**** Recorded data ****

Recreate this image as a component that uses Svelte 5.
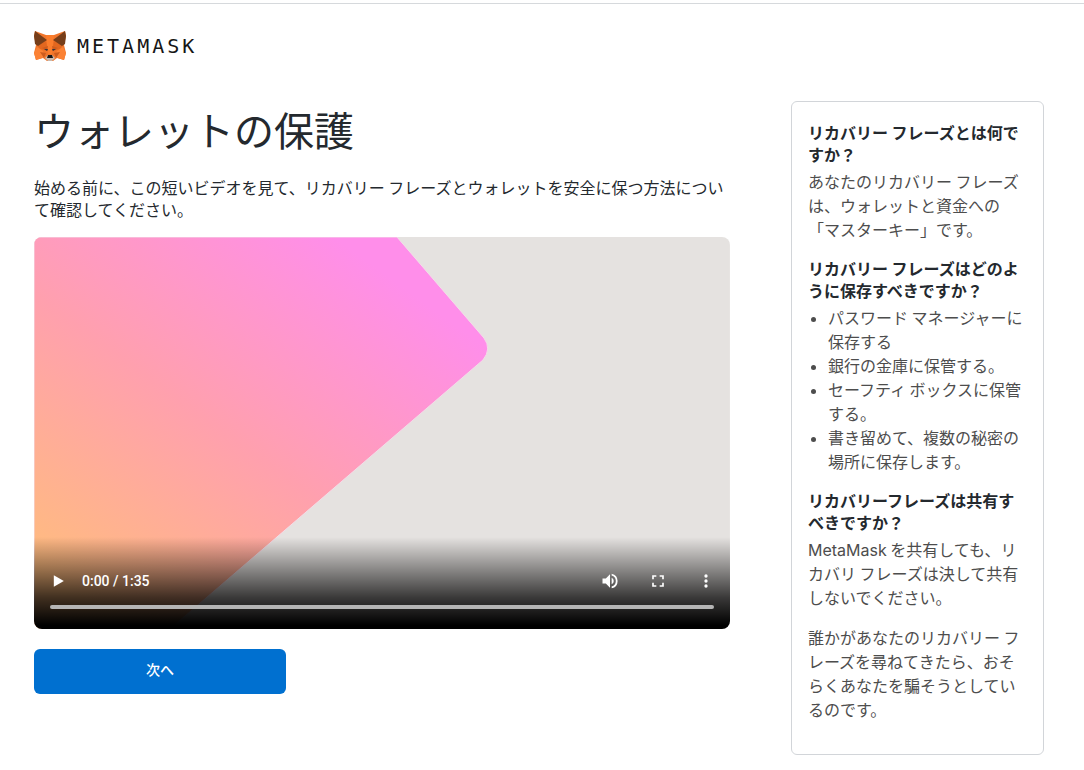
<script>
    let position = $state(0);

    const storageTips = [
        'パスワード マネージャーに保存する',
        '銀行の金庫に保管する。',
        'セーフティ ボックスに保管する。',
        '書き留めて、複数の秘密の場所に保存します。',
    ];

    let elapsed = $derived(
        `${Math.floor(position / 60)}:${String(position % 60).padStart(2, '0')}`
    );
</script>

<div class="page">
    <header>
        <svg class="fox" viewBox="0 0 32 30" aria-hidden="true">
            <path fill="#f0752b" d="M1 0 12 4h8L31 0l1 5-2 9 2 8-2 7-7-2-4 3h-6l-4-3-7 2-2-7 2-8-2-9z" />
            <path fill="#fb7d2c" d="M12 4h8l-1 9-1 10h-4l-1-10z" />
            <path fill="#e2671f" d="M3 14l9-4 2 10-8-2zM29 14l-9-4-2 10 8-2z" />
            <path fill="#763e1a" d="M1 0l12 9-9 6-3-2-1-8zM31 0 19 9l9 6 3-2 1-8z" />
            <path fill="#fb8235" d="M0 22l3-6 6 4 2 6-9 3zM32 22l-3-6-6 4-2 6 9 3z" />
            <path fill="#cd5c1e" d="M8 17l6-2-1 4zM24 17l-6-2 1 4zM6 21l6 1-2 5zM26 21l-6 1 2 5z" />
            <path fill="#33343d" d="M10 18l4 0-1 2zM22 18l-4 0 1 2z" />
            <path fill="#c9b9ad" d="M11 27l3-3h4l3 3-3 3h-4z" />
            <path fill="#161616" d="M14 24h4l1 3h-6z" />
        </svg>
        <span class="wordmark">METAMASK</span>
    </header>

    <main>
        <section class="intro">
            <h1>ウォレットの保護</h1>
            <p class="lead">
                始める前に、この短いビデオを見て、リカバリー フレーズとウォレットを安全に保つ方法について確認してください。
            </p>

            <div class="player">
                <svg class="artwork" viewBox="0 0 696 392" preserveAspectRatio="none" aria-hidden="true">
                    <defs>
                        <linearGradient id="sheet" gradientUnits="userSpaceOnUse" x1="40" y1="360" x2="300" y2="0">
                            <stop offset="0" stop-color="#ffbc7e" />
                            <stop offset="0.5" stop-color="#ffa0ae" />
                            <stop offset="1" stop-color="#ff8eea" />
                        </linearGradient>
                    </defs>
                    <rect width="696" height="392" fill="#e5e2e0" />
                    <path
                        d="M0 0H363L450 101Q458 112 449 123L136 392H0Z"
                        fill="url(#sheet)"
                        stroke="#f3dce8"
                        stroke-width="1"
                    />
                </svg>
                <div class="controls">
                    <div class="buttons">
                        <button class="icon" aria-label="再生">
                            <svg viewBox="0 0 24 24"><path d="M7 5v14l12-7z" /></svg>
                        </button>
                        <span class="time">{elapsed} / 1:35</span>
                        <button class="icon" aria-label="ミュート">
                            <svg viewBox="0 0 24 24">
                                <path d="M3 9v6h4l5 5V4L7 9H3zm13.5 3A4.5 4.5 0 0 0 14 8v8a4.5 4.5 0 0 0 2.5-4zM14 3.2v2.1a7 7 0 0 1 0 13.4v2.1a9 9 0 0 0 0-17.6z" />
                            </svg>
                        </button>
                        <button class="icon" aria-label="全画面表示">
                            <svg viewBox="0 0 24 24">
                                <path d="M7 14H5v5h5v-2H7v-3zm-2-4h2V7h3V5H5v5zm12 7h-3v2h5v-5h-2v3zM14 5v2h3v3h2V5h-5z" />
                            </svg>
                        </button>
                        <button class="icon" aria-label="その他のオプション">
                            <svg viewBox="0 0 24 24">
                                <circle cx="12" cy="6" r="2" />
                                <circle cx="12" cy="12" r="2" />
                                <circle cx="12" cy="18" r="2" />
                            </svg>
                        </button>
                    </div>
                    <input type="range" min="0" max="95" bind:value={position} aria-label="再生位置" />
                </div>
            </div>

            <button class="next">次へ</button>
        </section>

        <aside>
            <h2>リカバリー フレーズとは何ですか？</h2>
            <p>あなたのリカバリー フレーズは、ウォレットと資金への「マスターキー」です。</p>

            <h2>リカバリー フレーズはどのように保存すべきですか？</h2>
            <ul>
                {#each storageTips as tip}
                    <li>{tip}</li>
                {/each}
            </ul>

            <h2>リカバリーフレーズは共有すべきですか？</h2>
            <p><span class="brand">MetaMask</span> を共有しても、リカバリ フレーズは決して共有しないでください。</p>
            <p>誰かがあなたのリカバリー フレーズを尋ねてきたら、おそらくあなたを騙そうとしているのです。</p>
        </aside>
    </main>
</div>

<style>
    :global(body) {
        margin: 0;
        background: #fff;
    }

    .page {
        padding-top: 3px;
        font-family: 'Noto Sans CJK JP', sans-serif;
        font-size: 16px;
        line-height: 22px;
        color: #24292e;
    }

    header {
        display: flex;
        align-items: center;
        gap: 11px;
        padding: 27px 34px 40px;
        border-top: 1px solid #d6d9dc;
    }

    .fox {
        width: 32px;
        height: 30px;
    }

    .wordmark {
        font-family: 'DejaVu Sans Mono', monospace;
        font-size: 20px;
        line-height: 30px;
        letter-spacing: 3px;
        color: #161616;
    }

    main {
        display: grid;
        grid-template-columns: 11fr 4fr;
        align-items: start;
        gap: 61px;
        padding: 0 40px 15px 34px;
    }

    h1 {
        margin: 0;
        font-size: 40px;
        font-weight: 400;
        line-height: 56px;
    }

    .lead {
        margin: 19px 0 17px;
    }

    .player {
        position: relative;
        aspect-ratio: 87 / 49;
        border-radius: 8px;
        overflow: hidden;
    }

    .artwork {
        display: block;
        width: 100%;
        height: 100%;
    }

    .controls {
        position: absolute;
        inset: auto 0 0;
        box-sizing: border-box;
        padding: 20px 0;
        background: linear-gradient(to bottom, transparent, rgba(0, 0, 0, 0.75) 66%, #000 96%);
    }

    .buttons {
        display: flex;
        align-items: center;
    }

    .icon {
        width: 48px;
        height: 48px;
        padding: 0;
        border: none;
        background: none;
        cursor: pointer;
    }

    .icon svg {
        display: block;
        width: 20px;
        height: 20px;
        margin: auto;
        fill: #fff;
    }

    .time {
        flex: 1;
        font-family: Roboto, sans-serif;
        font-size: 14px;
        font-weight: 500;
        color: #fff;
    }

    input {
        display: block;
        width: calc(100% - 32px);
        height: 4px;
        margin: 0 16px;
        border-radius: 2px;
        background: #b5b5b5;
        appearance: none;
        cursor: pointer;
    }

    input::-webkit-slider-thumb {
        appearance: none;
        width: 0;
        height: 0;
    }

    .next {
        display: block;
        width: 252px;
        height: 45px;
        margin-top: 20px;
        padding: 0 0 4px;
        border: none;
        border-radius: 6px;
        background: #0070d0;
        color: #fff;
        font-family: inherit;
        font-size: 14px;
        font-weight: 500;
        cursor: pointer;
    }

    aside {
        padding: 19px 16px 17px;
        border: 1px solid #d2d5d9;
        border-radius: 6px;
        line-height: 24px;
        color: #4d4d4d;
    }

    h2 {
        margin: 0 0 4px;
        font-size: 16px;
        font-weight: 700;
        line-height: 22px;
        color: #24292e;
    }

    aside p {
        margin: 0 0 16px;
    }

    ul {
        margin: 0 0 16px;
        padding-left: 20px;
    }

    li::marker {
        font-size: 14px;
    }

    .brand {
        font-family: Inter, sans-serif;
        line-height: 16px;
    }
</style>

****

Reproduce each line exactly, please, except for any pictures.

*Final result*.
Recreate this image as a component that uses Svelte 5.
<script>
    let position = $state(0);

    const storageTips = [
        'パスワード マネージャーに保存する',
        '銀行の金庫に保管する。',
        'セーフティ ボックスに保管する。',
        '書き留めて、複数の秘密の場所に保存します。',
    ];

    let elapsed = $derived(
        `${Math.floor(position / 60)}:${String(position % 60).padStart(2, '0')}`
    );
</script>

<div class="page">
    <header>
        <svg class="fox" viewBox="0 0 32 30" aria-hidden="true">
            <path fill="#f0752b" d="M1 0 12 4h8L31 0l1 5-2 9 2 8-2 7-7-2-4 3h-6l-4-3-7 2-2-7 2-8-2-9z" />
            <path fill="#fb7d2c" d="M12 4h8l-1 9-1 10h-4l-1-10z" />
            <path fill="#e2671f" d="M3 14l9-4 2 10-8-2zM29 14l-9-4-2 10 8-2z" />
            <path fill="#763e1a" d="M1 0l12 9-9 6-3-2-1-8zM31 0 19 9l9 6 3-2 1-8z" />
            <path fill="#fb8235" d="M0 22l3-6 6 4 2 6-9 3zM32 22l-3-6-6 4-2 6 9 3z" />
            <path fill="#cd5c1e" d="M8 17l6-2-1 4zM24 17l-6-2 1 4zM6 21l6 1-2 5zM26 21l-6 1 2 5z" />
            <path fill="#33343d" d="M10 18l4 0-1 2zM22 18l-4 0 1 2z" />
            <path fill="#c9b9ad" d="M11 27l3-3h4l3 3-3 3h-4z" />
            <path fill="#161616" d="M14 24h4l1 3h-6z" />
        </svg>
        <span class="wordmark">METAMASK</span>
    </header>

    <main>
        <section class="intro">
            <h1>ウォレットの保護</h1>
            <p class="lead">
                始める前に、この短いビデオを見て、リカバリー フレーズとウォレットを安全に保つ方法について確認してください。
            </p>

            <div class="player">
                <svg class="artwork" viewBox="0 0 696 392" preserveAspectRatio="none" aria-hidden="true">
                    <defs>
                        <linearGradient id="sheet" gradientUnits="userSpaceOnUse" x1="40" y1="360" x2="300" y2="0">
                            <stop offset="0" stop-color="#ffbc7e" />
                            <stop offset="0.5" stop-color="#ffa0ae" />
                            <stop offset="1" stop-color="#ff8eea" />
                        </linearGradient>
                    </defs>
                    <rect width="696" height="392" fill="#e5e2e0" />
                    <path
                        d="M0 0H363L450 101Q458 112 449 123L136 392H0Z"
                        fill="url(#sheet)"
                        stroke="#f3dce8"
                        stroke-width="1"
                    />
                </svg>
                <div class="controls">
                    <div class="buttons">
                        <button class="icon" aria-label="再生">
                            <svg viewBox="0 0 24 24"><path d="M7 5v14l12-7z" /></svg>
                        </button>
                        <span class="time">{elapsed} / 1:35</span>
                        <button class="icon" aria-label="ミュート">
                            <svg viewBox="0 0 24 24">
                                <path d="M3 9v6h4l5 5V4L7 9H3zm13.5 3A4.5 4.5 0 0 0 14 8v8a4.5 4.5 0 0 0 2.5-4zM14 3.2v2.1a7 7 0 0 1 0 13.4v2.1a9 9 0 0 0 0-17.6z" />
                            </svg>
                        </button>
                        <button class="icon" aria-label="全画面表示">
                            <svg viewBox="0 0 24 24">
                                <path d="M7 14H5v5h5v-2H7v-3zm-2-4h2V7h3V5H5v5zm12 7h-3v2h5v-5h-2v3zM14 5v2h3v3h2V5h-5z" />
                            </svg>
                        </button>
                        <button class="icon" aria-label="その他のオプション">
                            <svg viewBox="0 0 24 24">
                                <circle cx="12" cy="6" r="2" />
                                <circle cx="12" cy="12" r="2" />
                                <circle cx="12" cy="18" r="2" />
                            </svg>
                        </button>
                    </div>
                    <input type="range" min="0" max="95" bind:value={position} aria-label="再生位置" />
                </div>
            </div>

            <button class="next">次へ</button>
        </section>

        <aside>
            <h2>リカバリー フレーズとは何ですか？</h2>
            <p>あなたのリカバリー フレーズは、ウォレットと資金への「マスターキー」です。</p>

            <h2>リカバリー フレーズはどのように保存すべきですか？</h2>
            <ul>
                {#each storageTips as tip}
                    <li>{tip}</li>
                {/each}
            </ul>

            <h2>リカバリーフレーズは共有すべきですか？</h2>
            <p><span class="brand">MetaMask</span> を共有しても、リカバリ フレーズは決して共有しないでください。</p>
            <p>誰かがあなたのリカバリー フレーズを尋ねてきたら、おそらくあなたを騙そうとしているのです。</p>
        </aside>
    </main>
</div>

<style>
    :global(body) {
        margin: 0;
        background: #fff;
    }

    .page {
        padding-top: 3px;
        font-family: 'Noto Sans CJK JP', sans-serif;
        font-size: 16px;
        line-height: 22px;
        color: #24292e;
    }

    header {
        display: flex;
        align-items: center;
        gap: 11px;
        padding: 27px 34px 40px;
        border-top: 1px solid #d6d9dc;
    }

    .fox {
        width: 32px;
        height: 30px;
    }

    .wordmark {
        font-family: 'DejaVu Sans Mono', monospace;
        font-size: 20px;
        line-height: 30px;
        letter-spacing: 3px;
        color: #161616;
    }

    main {
        display: grid;
        grid-template-columns: 11fr 4fr;
        align-items: start;
        gap: 61px;
        padding: 0 40px 15px 34px;
    }

    h1 {
        margin: 0;
        font-size: 40px;
        font-weight: 400;
        line-height: 56px;
    }

    .lead {
        margin: 19px 0 17px;
    }

    .player {
        position: relative;
        aspect-ratio: 87 / 49;
        border-radius: 8px;
        overflow: hidden;
    }

    .artwork {
        display: block;
        width: 100%;
        height: 100%;
    }

    .controls {
        position: absolute;
        inset: auto 0 0;
        box-sizing: border-box;
        padding: 20px 0;
        background: linear-gradient(to bottom, transparent, rgba(0, 0, 0, 0.75) 66%, #000 96%);
    }

    .buttons {
        display: flex;
        align-items: center;
    }

    .icon {
        width: 48px;
        height: 48px;
        padding: 0;
        border: none;
        background: none;
        cursor: pointer;
    }

    .icon svg {
        display: block;
        width: 20px;
        height: 20px;
        margin: auto;
        fill: #fff;
    }

    .time {
        flex: 1;
        font-family: Roboto, sans-serif;
        font-size: 14px;
        font-weight: 500;
        color: #fff;
    }

    input {
        display: block;
        width: calc(100% - 32px);
        height: 4px;
        margin: 0 16px;
        border-radius: 2px;
        background: #b5b5b5;
        appearance: none;
        cursor: pointer;
    }

    input::-webkit-slider-thumb {
        appearance: none;
        width: 0;
        height: 0;
    }

    .next {
        display: block;
        width: 252px;
        height: 45px;
        margin-top: 20px;
        padding: 0 0 4px;
        border: none;
        border-radius: 6px;
        background: #0070d0;
        color: #fff;
        font-family: inherit;
        font-size: 14px;
        font-weight: 500;
        cursor: pointer;
    }

    aside {
        padding: 19px 16px 17px;
        border: 1px solid #d2d5d9;
        border-radius: 6px;
        line-height: 24px;
        color: #4d4d4d;
    }

    h2 {
        margin: 0 0 4px;
        font-size: 16px;
        font-weight: 700;
        line-height: 22px;
        color: #24292e;
    }

    aside p {
        margin: 0 0 16px;
    }

    ul {
        margin: 0 0 16px;
        padding-left: 20px;
    }

    li::marker {
        font-size: 14px;
    }

    .brand {
        font-family: Inter, sans-serif;
        line-height: 16px;
    }
</style>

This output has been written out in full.